Probably of a greater threat to the security of faith than the attraction of divination itself is the ingrained idea that if you live well the gods will reward you. Even for young Christians it is very difficult to throw this off. By believing in Jesus, they come to know the true God. It is the duty of every Christian to serve God in all areas of life. If this is done and a young Christian still has difficulty in life, hardships on the job, family conflicts, sicknesses, the question arises, How can God allow this to happen? What have I done wrong? It may even be asked, What good is it to me if I am a Christian and God treats me this way? The old ingrained idea is still present, namely, that if I live right God will reward me with outward good.

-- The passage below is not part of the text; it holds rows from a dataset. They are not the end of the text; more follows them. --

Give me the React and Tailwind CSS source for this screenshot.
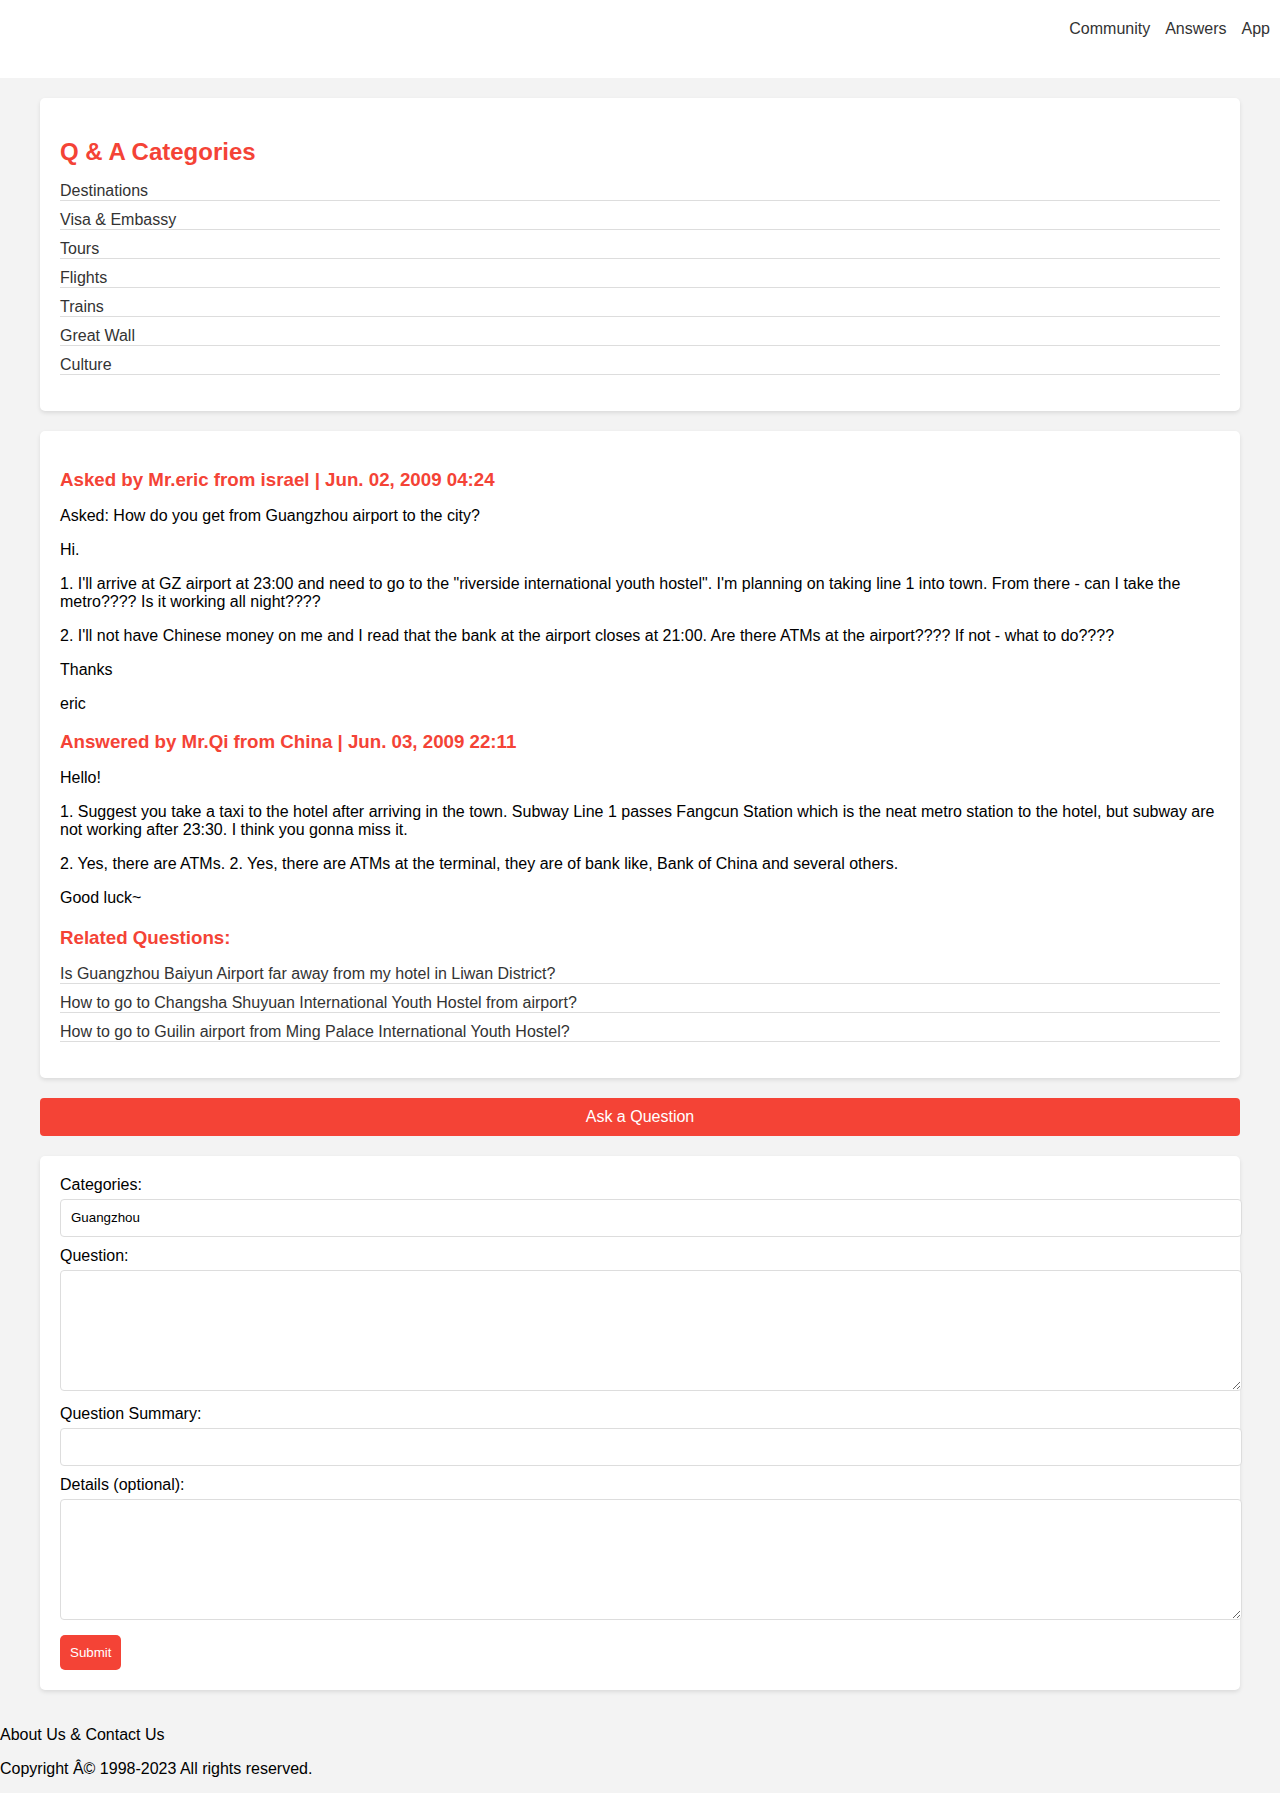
import React from "react";

const categories = [
  "Destinations",
  "Visa & Embassy",
  "Tours",
  "Flights",
  "Trains",
  "Great Wall",
  "Culture",
];

const related = [
  "Is Guangzhou Baiyun Airport far away from my hotel in Liwan District?",
  "How to go to Changsha Shuyuan International Youth Hostel from airport?",
  "How to go to Guilin airport from Ming Palace International Youth Hostel?",
];

const card = "bg-white rounded-[5px] shadow-[0_2px_4px_rgba(0,0,0,0.1)] px-5";
const heading3 = "text-[18.72px] leading-[21.5px] font-bold text-[#f44336]";
const field =
  "block box-content w-full p-[10px] border border-[#ddd] rounded-[4px] text-[13.33px] leading-[15.3px] text-black bg-white";

export default function App() {
  return (
    <div className="min-h-screen bg-[#f3f3f3] text-black font-['Liberation_Sans',Arial,sans-serif] text-[16px] leading-[18px]">
      {/* top bar */}
      <header className="h-[78px] bg-white flex justify-end pt-5 pr-[10px] gap-[15px] text-[#333] leading-[18.4px]">
        <a href="#">Community</a>
        <a href="#">Answers</a>
        <a href="#">App</a>
      </header>

      <main className="px-10 pt-5 pb-5 flex flex-col gap-5">
        {/* categories */}
        <section className={`${card} pt-5 pb-5`}>
          <h2 className="mt-5 mb-[6px] text-[24px] leading-[27.6px] font-bold text-[#f44336]">
            Q &amp; A Categories
          </h2>
          <ul className="mb-4">
            {categories.map((c) => (
              <li key={c} className="pt-[10px] border-b border-[#ddd]">
                <a href="#" className="text-[#333]">
                  {c}
                </a>
              </li>
            ))}
          </ul>
        </section>

        {/* question + answer */}
        <section className={`${card} pt-5 pb-5`}>
          <h3 className={`${heading3} mt-[18.72px] mb-4`}>
            Asked by Mr.eric from israel | Jun. 02, 2009 04:24
          </h3>
          <div className="flex flex-col gap-4">
            <p>Asked: How do you get from Guangzhou airport to the city?</p>
            <p>Hi.</p>
            <p>
              1. I'll arrive at GZ airport at 23:00 and need to go to the "riverside international
              youth hostel". I'm planning on taking line 1 into town. From there - can I take the
              metro???? Is it working all night????
            </p>
            <p>
              2. I'll not have Chinese money on me and I read that the bank at the airport closes at
              21:00. Are there ATMs at the airport???? If not - what to do????
            </p>
            <p>Thanks</p>
            <p>eric</p>
          </div>
          <h3 className={`${heading3} mt-[18px] mb-[17px]`}>
            Answered by Mr.Qi from China | Jun. 03, 2009 22:11
          </h3>
          <div className="flex flex-col gap-4">
            <p>Hello!</p>
            <p>
              1. Suggest you take a taxi to the hotel after arriving in the town. Subway Line 1
              passes Fangcun Station which is the neat metro station to the hotel, but subway are
              not working after 23:30. I think you gonna miss it.
            </p>
            <p>
              2. Yes, there are ATMs. 2. Yes, there are ATMs at the terminal, they are of bank like,
              Bank of China and several others.
            </p>
            <p>Good luck~</p>
          </div>
          <h3 className={`${heading3} mt-5 mb-[6px]`}>Related Questions:</h3>
          <ul className="mb-4">
            {related.map((q) => (
              <li key={q} className="pt-[10px] border-b border-[#ddd]">
                <a href="#" className="text-[#333]">
                  {q}
                </a>
              </li>
            ))}
          </ul>
        </section>

        <button className="w-full h-[38px] bg-[#f44336] text-white rounded-[4px] text-[16px]">
          Ask a Question
        </button>

        {/* ask form */}
        <form className={`${card} pt-5 pb-5 leading-[18.4px]`}>
          <label className="block mb-[5px]">Categories:</label>
          <input className={`${field} mb-[10px]`} defaultValue="Guangzhou" />
          <label className="block mb-[5px]">Question:</label>
          <textarea className={`${field} h-[99px] mb-[14px]`} />
          <label className="block mb-[5px]">Question Summary:</label>
          <input className={`${field} mb-[10px]`} />
          <label className="block mb-[5px]">Details (optional):</label>
          <textarea className={`${field} h-[99px] mb-[15px]`} />
          <button
            type="button"
            className="block px-[10px] py-[10px] bg-[#f44336] text-white rounded-[5px] text-[13.33px] leading-[15.3px]"
          >
            Submit
          </button>
        </form>
      </main>

      <footer className="pt-4 pb-4 flex flex-col gap-4">
        <p>About Us &amp; Contact Us</p>
        <p>Copyright Â© 1998-2023 All rights reserved.</p>
      </footer>
    </div>
  );
}
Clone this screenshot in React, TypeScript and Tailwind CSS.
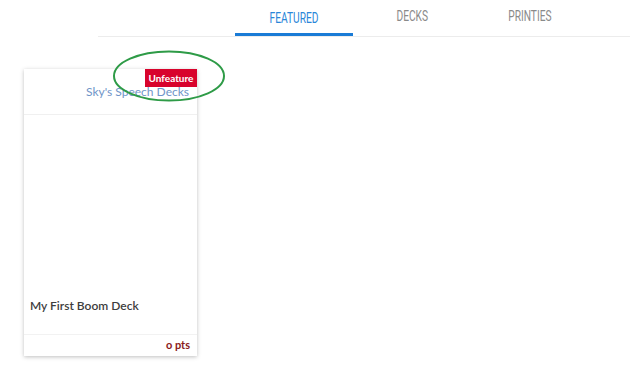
const tabs = [
  { label: "FEATURED", active: true },
  { label: "DECKS", active: false },
  { label: "PRINTIES", active: false },
];

export default function App() {
  return (
    <div className="relative h-[372px] w-[630px] overflow-hidden bg-white font-['Lato','Noto_Sans',sans-serif]">
      <div className="ml-[98px] flex h-[37px] border-b border-[#ececec] pl-[137px]">
        {tabs.map((tab) => (
          <div
            key={tab.label}
            className={
              tab.active
                ? "flex w-[118px] items-center justify-center border-b-[3px] border-[#1a7bd6] pt-[3px] font-['Roboto',sans-serif] text-[15px] text-[#2a86d8]"
                : "flex w-[118px] items-center justify-center pb-[3px] font-['Roboto',sans-serif] text-[15px] text-[#8a8a8a]"
            }
          >
            <span className="inline-block scale-x-[0.68]">{tab.label}</span>
          </div>
        ))}
      </div>

      <div className="ml-[24px] mt-[32px] flex h-[287px] w-[173px] flex-col bg-white shadow-[0_1px_4px_rgba(0,0,0,0.25)]">
        <div className="relative h-[46px] border-b border-[#f0f0f0]">
          <div className="absolute right-0 top-0 flex h-[18px] w-[52px] items-center justify-center bg-[#d8032c] text-[10px] font-bold text-white">
            Unfeature
          </div>
          <div className="absolute right-[8px] top-[14px] text-[12px] text-[#6f94c8]">
            Sky's Speech Decks
          </div>
        </div>
        <div className="flex flex-1 items-end px-[6px] pb-[19px]">
          <div className="text-[12px] font-semibold text-[#3d3d3d]">My First Boom Deck</div>
        </div>
        <div className="flex h-[22px] items-center justify-end border-t border-[#f2f2f2] pr-[7px] text-[11px] font-bold text-[#8b1a1a]">
          o pts
        </div>
      </div>

      <svg
        className="absolute left-[112px] top-[50px]"
        width="114"
        height="54"
        viewBox="0 0 114 54"
        fill="none"
      >
        <ellipse cx="57" cy="26" rx="55" ry="24.5" stroke="#2e9b47" strokeWidth="2" />
      </svg>
    </div>
  );
}
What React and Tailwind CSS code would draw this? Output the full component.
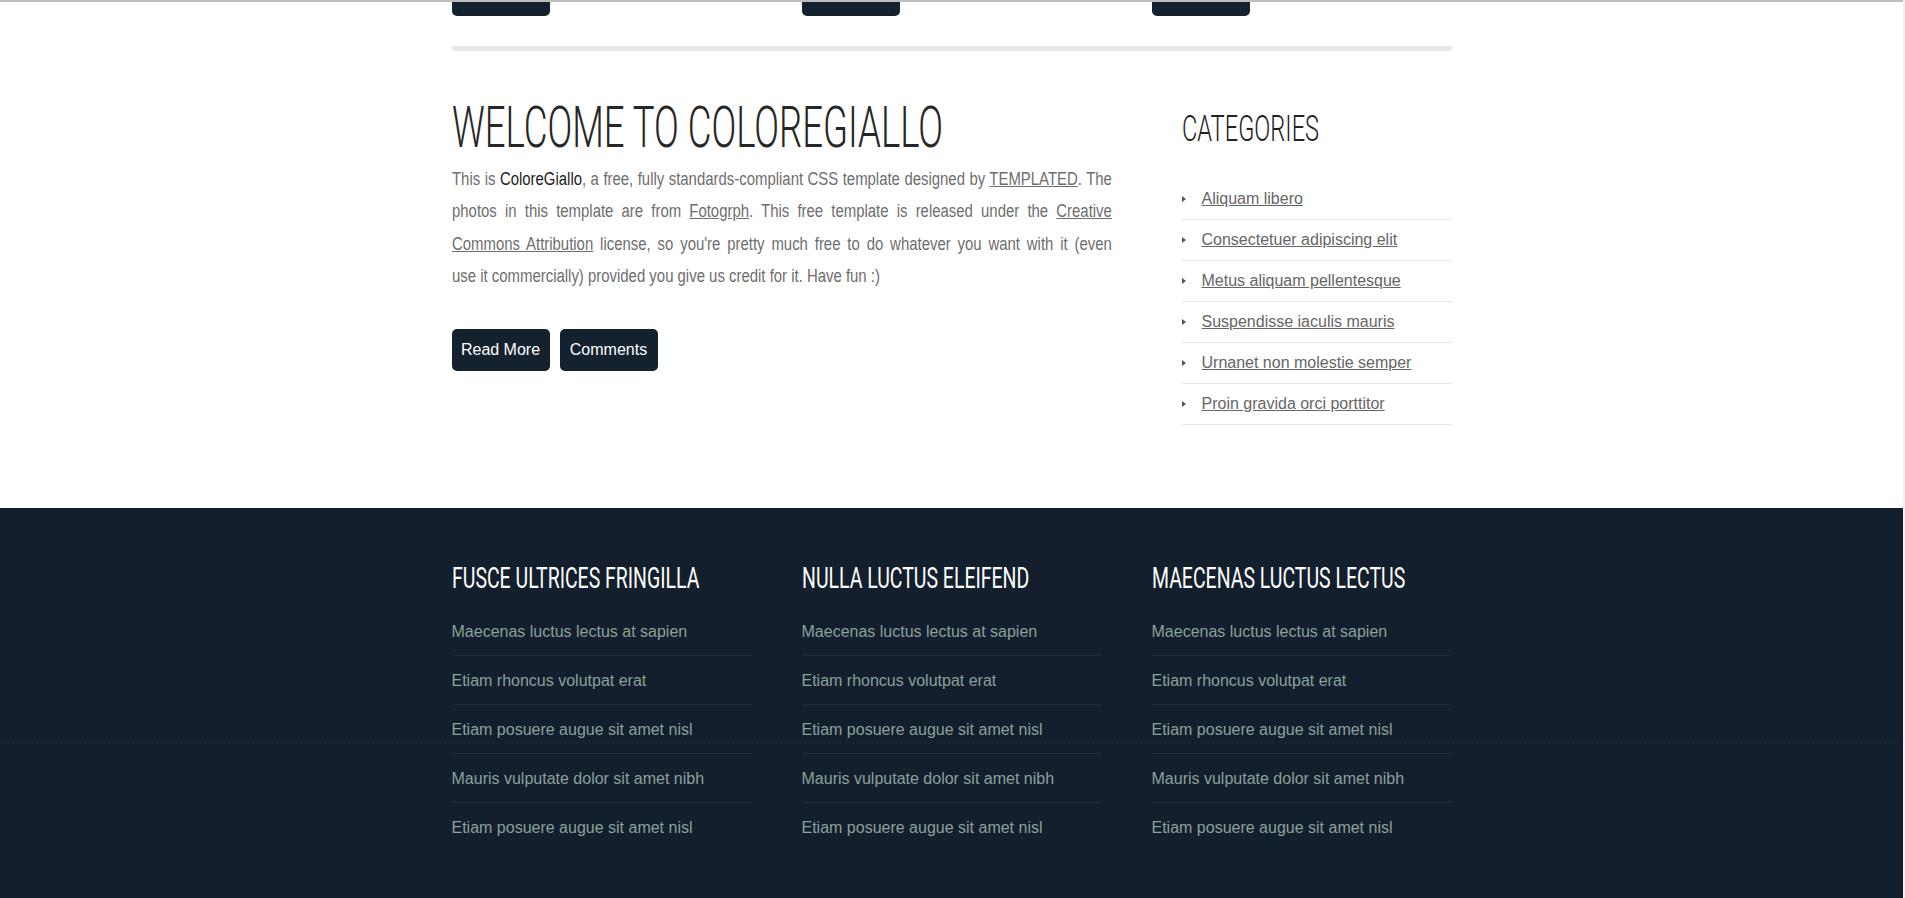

We thank God that the gospel is the answer for all of us. Faith is not simply a matter of choosing a personal god; it is to believe in the only true God. We have come to appreciate even more that the first commandment is the doorway to the entire law. Unless we have settled the question about the true God, the rest of the commandments will remain unsettled. Once that is settled, the rest follows. If we know and trust the one only true God, we can worship Him properly, we do not need dumb images. We have the lively preaching of the gospel. We have the privilege to use His Name aright and to keep His Day, the Lord’s Day, holy. He is not an avenging deity for us; He is our Father who is in heaven.
Our Lord Jesus Christ makes all the difference. In this season of the year in which we reflect upon His coming into our flesh, may the Holy Spirit make Him dear to our hearts. The manger led to the cross, which in turn led to the crown. At the Father’s right hand, He is now gathering His church from all nations under heaven. Soon we will be part of that great throng that no man can number (Rev. 7:9).
Faith or fate, that is the question we face.
May God strengthen each of us in the bond of true faith.